In a week of strong earnings reports, Raytheon (NYSE:RTN) stood out for its exceptional strength.
Last week, Raytheon released its fiscal Q2 2016 numbers, and there was very little for investors to complain about. And in fact, they didn't complain at all. Raytheon stock closed the week up 3.5%. For Q2, Raytheon reported:
- Quarterly sales of $6 billion, up 3% year over year.
- 480 basis points' worth of improvement in operating margin, which came in at 15.9%.
- Profit per share of $2.38, 44% better than in last year's Q2 and well ahead of analyst estimates .
- $834 million in cumulative free cash flow for the first six months of the year, up from $289 million in H1 2015.
CEO Thomas A. Kennedy characterized the quarter as "strong ... with bookings, sales, operating margin, earnings per share, and cash flow all ahead of our expectations." Based largely on these results, Kennedy decided to raise guidance for the rest of this year as well. As of this date, Raytheon now expects to earn somewhere between $7.13 and $7.33 per share in profit, and to produce positive cash from operations of anywhere from $2.8 billion to $3.1 billion -- about $100 million more than previously anticipated.
Assuming capital spending continues to track where it's been heading in recent quarters -- roughly $500 million per annum -- that implies that by year end, Raytheon's operations could have churned out as much as $2.6 billion in real cash profit -- as much as a third better than what it produced last year.
Weighed against the stock's $41.6 billion market capitalization, that works out to only a price-to-free cash flow ratio of 16, which doesn't seem unreasonable at the rate the stock is growing earnings right now. At the same time, however, it's worth pointing out that few analysts expect Raytheon to be able to maintain this pace.
According to data from S&P Global Market Intelligence, the consensus on Wall Street is that Raytheon's earnings growth is due for an abrupt slowdown and will average less than 6% annually over the next five years. Even factoring in the stock's respectable 2.1% dividend yield, that adds up to less than 8% total return on investment -- and suggests that at 16 times free cash flow, the stock remains very richly valued indeed.

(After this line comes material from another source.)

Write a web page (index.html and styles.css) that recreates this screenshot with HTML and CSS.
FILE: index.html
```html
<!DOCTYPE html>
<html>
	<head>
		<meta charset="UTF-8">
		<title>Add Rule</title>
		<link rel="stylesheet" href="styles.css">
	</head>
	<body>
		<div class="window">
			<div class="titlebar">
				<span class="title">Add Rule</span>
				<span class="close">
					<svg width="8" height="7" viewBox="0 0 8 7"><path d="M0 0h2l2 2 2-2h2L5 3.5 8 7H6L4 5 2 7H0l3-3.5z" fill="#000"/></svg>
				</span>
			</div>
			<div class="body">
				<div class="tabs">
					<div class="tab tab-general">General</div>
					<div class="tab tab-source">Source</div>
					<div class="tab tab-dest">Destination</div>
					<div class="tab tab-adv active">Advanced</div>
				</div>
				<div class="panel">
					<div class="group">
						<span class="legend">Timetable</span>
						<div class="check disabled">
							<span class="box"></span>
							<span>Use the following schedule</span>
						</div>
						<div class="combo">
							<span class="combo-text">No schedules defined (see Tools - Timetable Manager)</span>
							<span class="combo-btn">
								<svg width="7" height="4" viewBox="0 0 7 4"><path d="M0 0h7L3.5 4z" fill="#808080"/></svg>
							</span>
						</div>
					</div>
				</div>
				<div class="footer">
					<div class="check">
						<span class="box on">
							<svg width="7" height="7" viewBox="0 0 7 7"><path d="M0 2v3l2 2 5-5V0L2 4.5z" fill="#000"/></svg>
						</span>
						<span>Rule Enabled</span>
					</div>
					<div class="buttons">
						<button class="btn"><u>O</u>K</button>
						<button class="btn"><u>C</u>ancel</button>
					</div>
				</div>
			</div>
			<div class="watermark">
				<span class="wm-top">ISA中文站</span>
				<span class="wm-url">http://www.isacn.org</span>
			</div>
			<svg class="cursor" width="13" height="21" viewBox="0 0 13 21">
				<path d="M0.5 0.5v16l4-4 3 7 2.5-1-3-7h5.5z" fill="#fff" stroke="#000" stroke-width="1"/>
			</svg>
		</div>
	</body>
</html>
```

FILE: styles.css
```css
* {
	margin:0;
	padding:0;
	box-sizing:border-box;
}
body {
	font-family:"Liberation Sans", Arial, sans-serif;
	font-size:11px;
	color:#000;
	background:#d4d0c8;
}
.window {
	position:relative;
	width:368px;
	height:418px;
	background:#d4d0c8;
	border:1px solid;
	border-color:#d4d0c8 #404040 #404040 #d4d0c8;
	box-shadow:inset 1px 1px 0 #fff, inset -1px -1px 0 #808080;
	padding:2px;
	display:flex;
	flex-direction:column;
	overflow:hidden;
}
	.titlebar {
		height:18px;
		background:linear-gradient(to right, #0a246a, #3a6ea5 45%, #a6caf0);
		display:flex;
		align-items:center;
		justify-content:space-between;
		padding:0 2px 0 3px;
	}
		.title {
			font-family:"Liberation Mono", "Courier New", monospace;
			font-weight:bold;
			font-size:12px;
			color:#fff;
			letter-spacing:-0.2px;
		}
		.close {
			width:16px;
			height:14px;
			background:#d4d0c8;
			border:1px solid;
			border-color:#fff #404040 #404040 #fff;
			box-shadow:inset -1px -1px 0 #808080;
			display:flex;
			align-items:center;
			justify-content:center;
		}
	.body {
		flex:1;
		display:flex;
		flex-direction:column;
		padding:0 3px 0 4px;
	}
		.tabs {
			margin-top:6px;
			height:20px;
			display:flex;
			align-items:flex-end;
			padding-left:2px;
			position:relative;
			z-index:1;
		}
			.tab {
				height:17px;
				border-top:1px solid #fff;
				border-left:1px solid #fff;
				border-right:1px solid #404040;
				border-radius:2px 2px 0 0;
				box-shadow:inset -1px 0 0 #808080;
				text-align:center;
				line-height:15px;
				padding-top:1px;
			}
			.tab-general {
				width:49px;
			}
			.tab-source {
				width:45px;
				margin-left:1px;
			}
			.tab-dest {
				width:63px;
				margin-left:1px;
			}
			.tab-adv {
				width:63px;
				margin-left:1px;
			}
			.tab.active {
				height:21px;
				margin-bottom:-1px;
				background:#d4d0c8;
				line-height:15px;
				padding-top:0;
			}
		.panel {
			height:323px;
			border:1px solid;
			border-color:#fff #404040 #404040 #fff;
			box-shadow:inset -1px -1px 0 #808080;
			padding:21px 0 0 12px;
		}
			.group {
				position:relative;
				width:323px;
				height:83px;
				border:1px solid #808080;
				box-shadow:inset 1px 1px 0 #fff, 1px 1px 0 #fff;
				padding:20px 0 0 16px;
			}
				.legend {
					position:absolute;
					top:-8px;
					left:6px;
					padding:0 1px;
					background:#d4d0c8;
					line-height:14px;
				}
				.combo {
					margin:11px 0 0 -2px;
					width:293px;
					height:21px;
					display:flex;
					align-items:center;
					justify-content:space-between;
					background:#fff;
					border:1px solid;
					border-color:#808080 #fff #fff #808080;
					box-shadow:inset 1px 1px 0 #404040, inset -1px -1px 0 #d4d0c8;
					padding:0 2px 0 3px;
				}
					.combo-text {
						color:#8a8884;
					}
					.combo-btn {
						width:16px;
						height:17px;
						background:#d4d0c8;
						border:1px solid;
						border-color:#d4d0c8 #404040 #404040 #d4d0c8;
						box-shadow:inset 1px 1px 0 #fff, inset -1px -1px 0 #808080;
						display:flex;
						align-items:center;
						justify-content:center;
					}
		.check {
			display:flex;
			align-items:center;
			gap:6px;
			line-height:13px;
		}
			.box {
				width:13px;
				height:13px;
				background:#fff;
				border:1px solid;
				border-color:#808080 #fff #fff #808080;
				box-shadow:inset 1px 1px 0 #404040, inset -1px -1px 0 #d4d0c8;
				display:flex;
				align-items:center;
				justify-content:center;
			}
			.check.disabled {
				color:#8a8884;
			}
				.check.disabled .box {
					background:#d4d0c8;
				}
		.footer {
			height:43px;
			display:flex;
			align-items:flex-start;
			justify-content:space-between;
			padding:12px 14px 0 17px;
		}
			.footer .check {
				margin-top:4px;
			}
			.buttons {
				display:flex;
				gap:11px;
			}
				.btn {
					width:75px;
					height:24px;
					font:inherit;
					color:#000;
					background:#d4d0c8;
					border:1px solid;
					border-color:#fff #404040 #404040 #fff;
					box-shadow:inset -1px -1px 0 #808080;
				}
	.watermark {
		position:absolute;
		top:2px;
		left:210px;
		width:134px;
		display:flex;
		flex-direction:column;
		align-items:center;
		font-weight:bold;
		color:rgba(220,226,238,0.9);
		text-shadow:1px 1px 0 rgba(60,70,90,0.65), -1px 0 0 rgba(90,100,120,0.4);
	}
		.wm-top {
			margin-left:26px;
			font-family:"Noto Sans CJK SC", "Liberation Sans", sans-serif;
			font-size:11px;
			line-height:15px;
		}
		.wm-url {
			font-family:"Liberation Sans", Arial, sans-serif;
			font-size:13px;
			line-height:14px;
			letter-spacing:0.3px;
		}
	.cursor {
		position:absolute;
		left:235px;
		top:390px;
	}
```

So what are the chances Raytheon can grow faster than 6%?
All systems go for growth
Well, judging from what management told us last week, those chances don't look too bad. In addition to raising guidance for this year, Raytheon noted that it scored a book-to-bill ratio of 1.18 in Q2, taking in 18% more orders for new goods and services, than it billed as revenues collected in the quarter.
The influx of new business added $816 million worth of future revenue (relative to Q2 2015's tally) to Raytheon's backlog of work to be done. And the vast majority of that work is already fully funded by Congress. The company's funded backlog number grew by $803 million.
On the other hand, Raytheon's backlog was pretty big already -- $34.5 billion at this time last year. All the new business added in Q2 still adds up to only 2% growth in total backlog. And whether that will be enough to push Raytheon's growth rate past 6% remains an open question. At the very worst, though, even if analysts' growth fears do prove to be well-founded, Raytheon's got plenty of work piled up already to keep itself busy for the next 18 months or so.
This company may not grow as fast as we'd like, but Raytheon's business is not going away anytime soon.